Species of gastropod

Pleurobranchaea meckeli is a species of sea slug, specifically a side gill slug or notaspideans. It is a marine gastropod mollusc in the family Pleurobranchaeidae.

==Description==

The body of the Pleurobranchaea meckeli is oval and elongated, with a mantle smaller than its foot. These slugs typically come in beige colors, with brown or generally dark-gray reticulated pattern. White is also occasionally present. A caudal spur extends out its rear body. The length of the body attains 15 cm.

The animal has a broad oral veil (or hood) and two cylindrical rhinophores. Its bipinnate gill is exposed on the right side of its body and has around 25-35 pinnules.

==Distribution==
Pleurobranchaea meckeli occurs in the Mediterranean Sea and in the North Atlantic Ocean off Cape Verde and Portugal. They span from north Spain to south Senegal. They have also been recorded around Madeira, the Canary Islands, and the Azores.
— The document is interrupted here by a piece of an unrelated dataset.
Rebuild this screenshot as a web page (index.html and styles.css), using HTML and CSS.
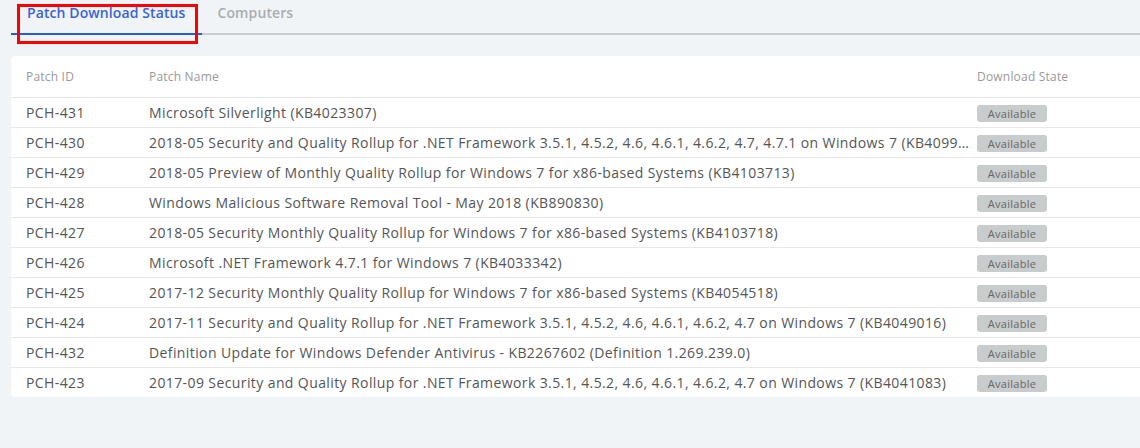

Most prior published records around the Mediterranean were from depths of 8-100 meters (26-328 ft). However, a specimen was also collected from the Sea of Marmara at a depth of 1,000 meters (3,300 ft). Those collected were from sandy-muddy, sapropelic mud seabeds.

== Ecology ==
P. meckeli is described as an opportunistic carnivore. Examination of stomach contents found evidence of scavenging and cannibalism. Cnidarians were the preferred prey throughout the year.

These slugs likely have a two-year life cycle, with benthic recruitment during winter seasons and reproduction during summer and autumn seasons. Individuals appeared to overwinter after reproduction adn may reproduce more than once during their lives.